Instructions to follow -> Reproduce the full listing below unchanged, apart from the pictures.

Material provided ->
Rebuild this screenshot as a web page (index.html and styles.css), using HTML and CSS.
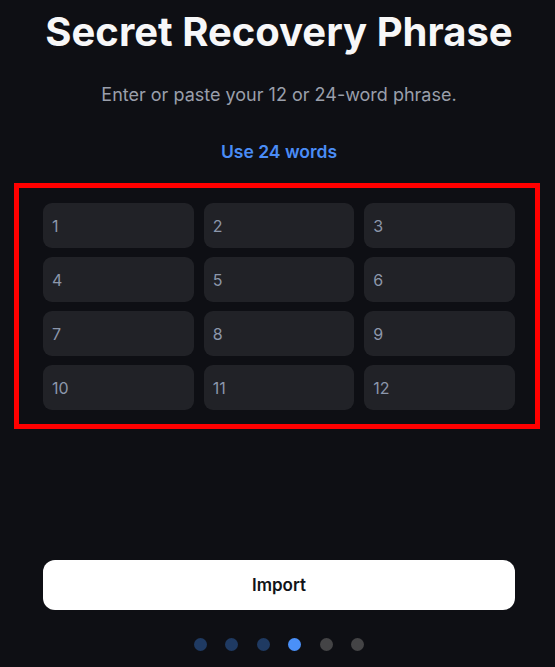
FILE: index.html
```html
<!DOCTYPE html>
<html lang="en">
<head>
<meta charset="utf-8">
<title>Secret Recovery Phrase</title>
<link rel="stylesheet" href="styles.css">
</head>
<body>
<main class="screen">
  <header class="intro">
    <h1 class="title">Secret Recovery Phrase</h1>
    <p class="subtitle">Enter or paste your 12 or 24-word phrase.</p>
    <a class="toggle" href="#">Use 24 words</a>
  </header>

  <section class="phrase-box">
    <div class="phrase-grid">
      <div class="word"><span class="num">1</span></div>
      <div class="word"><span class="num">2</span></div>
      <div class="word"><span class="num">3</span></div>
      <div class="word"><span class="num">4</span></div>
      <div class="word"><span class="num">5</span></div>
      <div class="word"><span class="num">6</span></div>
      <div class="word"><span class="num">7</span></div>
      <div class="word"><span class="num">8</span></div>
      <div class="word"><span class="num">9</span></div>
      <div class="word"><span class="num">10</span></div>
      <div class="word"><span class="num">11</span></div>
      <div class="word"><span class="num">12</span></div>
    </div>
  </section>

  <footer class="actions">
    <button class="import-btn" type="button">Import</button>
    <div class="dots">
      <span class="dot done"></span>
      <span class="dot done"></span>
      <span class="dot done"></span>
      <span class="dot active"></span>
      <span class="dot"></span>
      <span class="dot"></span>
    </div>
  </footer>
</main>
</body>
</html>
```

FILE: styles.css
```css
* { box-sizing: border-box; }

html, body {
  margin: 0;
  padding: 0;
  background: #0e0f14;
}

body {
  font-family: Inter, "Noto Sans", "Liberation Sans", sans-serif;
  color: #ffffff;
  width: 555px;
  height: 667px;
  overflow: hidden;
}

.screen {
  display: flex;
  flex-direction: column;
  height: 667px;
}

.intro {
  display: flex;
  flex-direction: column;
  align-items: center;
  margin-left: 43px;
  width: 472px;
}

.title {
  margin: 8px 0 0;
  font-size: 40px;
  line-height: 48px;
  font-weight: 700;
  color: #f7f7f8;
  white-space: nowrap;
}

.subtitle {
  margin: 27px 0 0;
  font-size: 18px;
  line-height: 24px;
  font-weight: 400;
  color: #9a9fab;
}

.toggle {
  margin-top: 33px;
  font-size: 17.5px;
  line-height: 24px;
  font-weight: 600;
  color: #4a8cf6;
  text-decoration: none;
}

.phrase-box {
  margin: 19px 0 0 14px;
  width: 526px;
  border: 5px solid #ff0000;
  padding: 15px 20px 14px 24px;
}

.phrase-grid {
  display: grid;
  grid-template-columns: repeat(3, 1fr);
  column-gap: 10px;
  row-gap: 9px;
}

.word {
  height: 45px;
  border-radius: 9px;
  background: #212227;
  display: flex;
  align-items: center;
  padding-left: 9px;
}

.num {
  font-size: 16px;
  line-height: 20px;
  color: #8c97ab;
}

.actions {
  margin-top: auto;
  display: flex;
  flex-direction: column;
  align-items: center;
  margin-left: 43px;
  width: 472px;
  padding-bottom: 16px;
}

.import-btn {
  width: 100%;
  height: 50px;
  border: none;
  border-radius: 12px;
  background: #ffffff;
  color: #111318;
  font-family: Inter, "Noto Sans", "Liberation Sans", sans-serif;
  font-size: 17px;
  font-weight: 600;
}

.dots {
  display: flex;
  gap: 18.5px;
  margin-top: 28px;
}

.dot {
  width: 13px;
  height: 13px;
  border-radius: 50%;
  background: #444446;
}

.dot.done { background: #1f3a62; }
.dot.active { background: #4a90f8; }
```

The solution ->
Rebuild this screenshot as a web page (index.html and styles.css), using HTML and CSS.
FILE: index.html
```html
<!DOCTYPE html>
<html lang="en">
<head>
<meta charset="utf-8">
<title>Secret Recovery Phrase</title>
<link rel="stylesheet" href="styles.css">
</head>
<body>
<main class="screen">
  <header class="intro">
    <h1 class="title">Secret Recovery Phrase</h1>
    <p class="subtitle">Enter or paste your 12 or 24-word phrase.</p>
    <a class="toggle" href="#">Use 24 words</a>
  </header>

  <section class="phrase-box">
    <div class="phrase-grid">
      <div class="word"><span class="num">1</span></div>
      <div class="word"><span class="num">2</span></div>
      <div class="word"><span class="num">3</span></div>
      <div class="word"><span class="num">4</span></div>
      <div class="word"><span class="num">5</span></div>
      <div class="word"><span class="num">6</span></div>
      <div class="word"><span class="num">7</span></div>
      <div class="word"><span class="num">8</span></div>
      <div class="word"><span class="num">9</span></div>
      <div class="word"><span class="num">10</span></div>
      <div class="word"><span class="num">11</span></div>
      <div class="word"><span class="num">12</span></div>
    </div>
  </section>

  <footer class="actions">
    <button class="import-btn" type="button">Import</button>
    <div class="dots">
      <span class="dot done"></span>
      <span class="dot done"></span>
      <span class="dot done"></span>
      <span class="dot active"></span>
      <span class="dot"></span>
      <span class="dot"></span>
    </div>
  </footer>
</main>
</body>
</html>
```

FILE: styles.css
```css
* { box-sizing: border-box; }

html, body {
  margin: 0;
  padding: 0;
  background: #0e0f14;
}

body {
  font-family: Inter, "Noto Sans", "Liberation Sans", sans-serif;
  color: #ffffff;
  width: 555px;
  height: 667px;
  overflow: hidden;
}

.screen {
  display: flex;
  flex-direction: column;
  height: 667px;
}

.intro {
  display: flex;
  flex-direction: column;
  align-items: center;
  margin-left: 43px;
  width: 472px;
}

.title {
  margin: 8px 0 0;
  font-size: 40px;
  line-height: 48px;
  font-weight: 700;
  color: #f7f7f8;
  white-space: nowrap;
}

.subtitle {
  margin: 27px 0 0;
  font-size: 18px;
  line-height: 24px;
  font-weight: 400;
  color: #9a9fab;
}

.toggle {
  margin-top: 33px;
  font-size: 17.5px;
  line-height: 24px;
  font-weight: 600;
  color: #4a8cf6;
  text-decoration: none;
}

.phrase-box {
  margin: 19px 0 0 14px;
  width: 526px;
  border: 5px solid #ff0000;
  padding: 15px 20px 14px 24px;
}

.phrase-grid {
  display: grid;
  grid-template-columns: repeat(3, 1fr);
  column-gap: 10px;
  row-gap: 9px;
}

.word {
  height: 45px;
  border-radius: 9px;
  background: #212227;
  display: flex;
  align-items: center;
  padding-left: 9px;
}

.num {
  font-size: 16px;
  line-height: 20px;
  color: #8c97ab;
}

.actions {
  margin-top: auto;
  display: flex;
  flex-direction: column;
  align-items: center;
  margin-left: 43px;
  width: 472px;
  padding-bottom: 16px;
}

.import-btn {
  width: 100%;
  height: 50px;
  border: none;
  border-radius: 12px;
  background: #ffffff;
  color: #111318;
  font-family: Inter, "Noto Sans", "Liberation Sans", sans-serif;
  font-size: 17px;
  font-weight: 600;
}

.dots {
  display: flex;
  gap: 18.5px;
  margin-top: 28px;
}

.dot {
  width: 13px;
  height: 13px;
  border-radius: 50%;
  background: #444446;
}

.dot.done { background: #1f3a62; }
.dot.active { background: #4a90f8; }
```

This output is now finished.